> **PROBLEM REQUIREMENTS**
The answer is one number: how many lines in the data below hold "recreates".

> **DATASET EXCERPTS**
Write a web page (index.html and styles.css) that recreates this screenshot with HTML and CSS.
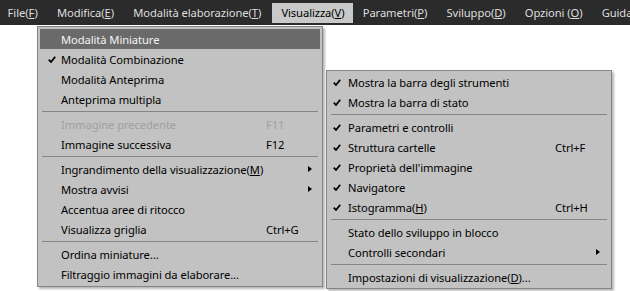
FILE: index.html
```html
<!DOCTYPE html>
<html lang="it">
<head>
<meta charset="utf-8">
<title>Visualizza</title>
<link rel="stylesheet" href="styles.css">
</head>
<body>
<div class="screen">
  <nav class="menubar">
    <span class="mb-item">File(<u>F</u>)</span>
    <span class="mb-item">Modifica(<u>E</u>)</span>
    <span class="mb-item">Modalità elaborazione(<u>T</u>)</span>
    <span class="mb-item mb-active">Visualizza(<u>V</u>)</span>
    <span class="mb-item">Parametri(<u>P</u>)</span>
    <span class="mb-item">Sviluppo(<u>D</u>)</span>
    <span class="mb-item">Opzioni (<u>O</u>)</span>
    <span class="mb-item">Guida</span>
  </nav>
  <div class="workspace">
    <div class="menu menu-main">
      <div class="row hl"><span class="chk"></span><span class="lbl">Modalità Miniature</span><span class="sc"></span><span class="arr"></span></div>
      <div class="row"><span class="chk"><svg width="8" height="7" viewBox="0 0 8 7"><path d="M0.8 3.6 L3 6 L7.2 0.8" fill="none" stroke="#000" stroke-width="1.8"/></svg></span><span class="lbl">Modalità Combinazione</span><span class="sc"></span><span class="arr"></span></div>
      <div class="row"><span class="chk"></span><span class="lbl">Modalità Anteprima</span><span class="sc"></span><span class="arr"></span></div>
      <div class="row"><span class="chk"></span><span class="lbl">Anteprima multipla</span><span class="sc"></span><span class="arr"></span></div>
      <div class="sep"></div>
      <div class="row dis"><span class="chk"></span><span class="lbl">Immagine precedente</span><span class="sc">F11</span><span class="arr"></span></div>
      <div class="row"><span class="chk"></span><span class="lbl">Immagine successiva</span><span class="sc">F12</span><span class="arr"></span></div>
      <div class="sep"></div>
      <div class="row"><span class="chk"></span><span class="lbl">Ingrandimento della visualizzazione(<u>M</u>)</span><span class="sc"></span><span class="arr"><i class="tri"></i></span></div>
      <div class="row"><span class="chk"></span><span class="lbl">Mostra avvisi</span><span class="sc"></span><span class="arr"><i class="tri"></i></span></div>
      <div class="row"><span class="chk"></span><span class="lbl">Accentua aree di ritocco</span><span class="sc"></span><span class="arr"></span></div>
      <div class="row"><span class="chk"></span><span class="lbl">Visualizza griglia</span><span class="sc">Ctrl+G</span><span class="arr"></span></div>
      <div class="sep"></div>
      <div class="row"><span class="chk"></span><span class="lbl">Ordina miniature...</span><span class="sc"></span><span class="arr"></span></div>
      <div class="row"><span class="chk"></span><span class="lbl">Filtraggio immagini da elaborare...</span><span class="sc"></span><span class="arr"></span></div>
    </div>
    <div class="menu menu-sub">
      <div class="row"><span class="chk"><svg width="8" height="7" viewBox="0 0 8 7"><path d="M0.8 3.6 L3 6 L7.2 0.8" fill="none" stroke="#000" stroke-width="1.8"/></svg></span><span class="lbl">Mostra la barra degli strumenti</span><span class="sc"></span><span class="arr"></span></div>
      <div class="row"><span class="chk"><svg width="8" height="7" viewBox="0 0 8 7"><path d="M0.8 3.6 L3 6 L7.2 0.8" fill="none" stroke="#000" stroke-width="1.8"/></svg></span><span class="lbl">Mostra la barra di stato</span><span class="sc"></span><span class="arr"></span></div>
      <div class="sep"></div>
      <div class="row"><span class="chk"><svg width="8" height="7" viewBox="0 0 8 7"><path d="M0.8 3.6 L3 6 L7.2 0.8" fill="none" stroke="#000" stroke-width="1.8"/></svg></span><span class="lbl">Parametri e controlli</span><span class="sc"></span><span class="arr"></span></div>
      <div class="row"><span class="chk"><svg width="8" height="7" viewBox="0 0 8 7"><path d="M0.8 3.6 L3 6 L7.2 0.8" fill="none" stroke="#000" stroke-width="1.8"/></svg></span><span class="lbl">Struttura cartelle</span><span class="sc">Ctrl+F</span><span class="arr"></span></div>
      <div class="row"><span class="chk"><svg width="8" height="7" viewBox="0 0 8 7"><path d="M0.8 3.6 L3 6 L7.2 0.8" fill="none" stroke="#000" stroke-width="1.8"/></svg></span><span class="lbl">Proprietà dell'immagine</span><span class="sc"></span><span class="arr"></span></div>
      <div class="row"><span class="chk"><svg width="8" height="7" viewBox="0 0 8 7"><path d="M0.8 3.6 L3 6 L7.2 0.8" fill="none" stroke="#000" stroke-width="1.8"/></svg></span><span class="lbl">Navigatore</span><span class="sc"></span><span class="arr"></span></div>
      <div class="row"><span class="chk"><svg width="8" height="7" viewBox="0 0 8 7"><path d="M0.8 3.6 L3 6 L7.2 0.8" fill="none" stroke="#000" stroke-width="1.8"/></svg></span><span class="lbl">Istogramma(<u>H</u>)</span><span class="sc">Ctrl+H</span><span class="arr"></span></div>
      <div class="sep"></div>
      <div class="row"><span class="chk"></span><span class="lbl">Stato dello sviluppo in blocco</span><span class="sc"></span><span class="arr"></span></div>
      <div class="row"><span class="chk"></span><span class="lbl">Controlli secondari</span><span class="sc"></span><span class="arr"><i class="tri"></i></span></div>
      <div class="sep"></div>
      <div class="row"><span class="chk"></span><span class="lbl">Impostazioni di visualizzazione(<u>D</u>)...</span><span class="sc"></span><span class="arr"></span></div>
    </div>
  </div>
</div>
</body>
</html>
```

FILE: styles.css
```css
* { box-sizing: border-box; }
html, body { margin: 0; padding: 0; background: #ffffff; }
body {
  width: 630px;
  height: 291px;
  overflow: hidden;
  font-family: "Noto Sans", "Open Sans", sans-serif;
  font-size: 11.2px;
  letter-spacing: -0.08px;
}
u { text-decoration: underline; text-underline-offset: 1px; }

.screen { position: relative; width: 630px; height: 291px; }

.menubar {
  display: flex;
  align-items: center;
  height: 25px;
  background: #2b2b2b;
  color: #dedede;
  margin-left: -2px;
}
.mb-item {
  padding: 0 9.6px;
  height: 20px;
  line-height: 20px;
  white-space: nowrap;
}
.mb-active { background: #c9c9c9; color: #000; margin-left: 1px; padding: 0 8.6px 0 9.6px; }

.workspace { position: relative; height: 266px; }

.menu {
  position: absolute;
  width: 286px;
  background: #c2c2c2;
  border: 1px solid #858585;
  box-shadow: 2px 2px 2px rgba(0, 0, 0, 0.28);
  color: #000;
  padding: 2px 1px;
}
.menu-main { left: 37px; top: 1px; }
.menu-sub { left: 326px; top: 45px; padding: 1px 1px 1px; }

.row {
  display: grid;
  grid-template-columns: 21px 205px 40px 1fr;
  align-items: center;
  height: 20px;
  margin: 0 1px;
  white-space: nowrap;
}
.menu-sub .row { grid-template-columns: 19px 207px 39px 1fr; }
.row.hl { background: #6a6a6a; color: #f4f4f4; }
.row.dis { color: #a0a0a0; }
.chk { display: flex; align-items: center; padding-left: 8px; height: 20px; }
.menu-sub .chk { padding-left: 4px; }
.arr { display: flex; align-items: center; padding-left: 2px; }
.tri {
  display: block;
  width: 0; height: 0;
  border-top: 3.5px solid transparent;
  border-bottom: 3.5px solid transparent;
  border-left: 4px solid #000;
}
.sep {
  height: 5px;
  margin: 0 3px;
  display: flex;
  align-items: center;
}
.sep::before {
  content: "";
  display: block;
  width: 100%;
  height: 1px;
  background: #858585;
}
```
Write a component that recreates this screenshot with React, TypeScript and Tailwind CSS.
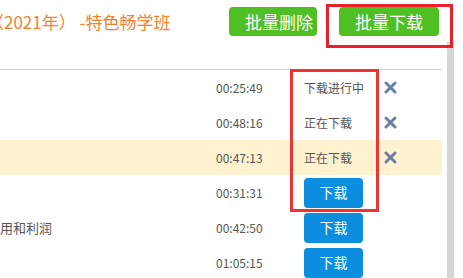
import React from 'react';

type Row = {
  title?: string;
  time: string;
  status?: string;
  highlight?: boolean;
};

const rows: Row[] = [
  { time: '00:25:49', status: '下载进行中' },
  { time: '00:48:16', status: '正在下载' },
  { time: '00:47:13', status: '正在下载', highlight: true },
  { time: '00:31:31' },
  { title: '费用和利润', time: '00:42:50' },
  { time: '01:05:15' },
];

const CloseIcon = () => (
  <svg width="13" height="13" viewBox="0 0 13 13" className="block">
    <path d="M2 2 L11 11 M11 2 L2 11" stroke="#6a7fa3" strokeWidth="3" strokeLinecap="round" />
  </svg>
);

const App: React.FC = () => {
  return (
    <div
      className="relative w-[463px] h-[278px] overflow-hidden bg-white text-[#555]"
      style={{ fontFamily: '"Noto Sans CJK SC", "Liberation Sans", sans-serif' }}
    >
      {/* header */}
      <div className="flex h-[69px] w-[442px] items-start pt-[7px]">
        <div className="ml-[-13px] flex h-[29px] items-center whitespace-nowrap text-[17px] text-[#f5822a]">
          （2021年） -特色畅学班
        </div>
        <div className="ml-auto mr-[3px] flex gap-[22px]">
          <button className="flex h-[29px] w-[88px] items-center rounded-[4px] bg-[#4fc023] pl-[16px] text-[17px] text-white">
            批量删除
          </button>
          <button className="flex h-[29px] w-[100px] items-center justify-center rounded-[4px] bg-[#4fc023] text-[17px] text-white">
            批量下载
          </button>
        </div>
      </div>

      {/* table */}
      <div className="w-[442px] border-t border-[#c3d8f0]">
        {rows.map((r, i) => (
          <div
            key={i}
            className={`flex h-[35px] items-center ${r.highlight ? 'bg-[#fef2d1]' : 'bg-white'}`}
          >
            <div className="w-[216px] overflow-hidden whitespace-nowrap text-[13px] text-[#555]">
              {r.title ? <span className="ml-[-13px] inline-block">{r.title}</span> : null}
            </div>
            <div className="w-[88px] text-[12px] text-[#555]">{r.time}</div>
            <div className="flex w-[80px] items-center text-[12px] text-[#555]">
              {r.status ? (
                r.status
              ) : (
                <button className="flex h-[30px] w-[59px] items-center justify-center rounded-[4px] bg-[#0b8de0] text-[14px] text-white">
                  下载
                </button>
              )}
            </div>
            <div className="flex w-[20px] items-center">{r.status ? <CloseIcon /> : null}</div>
          </div>
        ))}
      </div>

      {/* scrollbar */}
      <div className="absolute left-[447px] top-[42px] h-[236px] w-[7px] bg-[#d6d6d6]" />

      {/* annotation boxes */}
      <div className="pointer-events-none absolute left-[326px] top-[4px] h-[44px] w-[127px] border-[3px] border-[#e8202a]" />
      <div className="pointer-events-none absolute left-[290px] top-[69px] h-[143px] w-[89px] border-[3px] border-[#ef3333]" />
    </div>
  );
};

export default App;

> **REPLY TO THE TASK**
2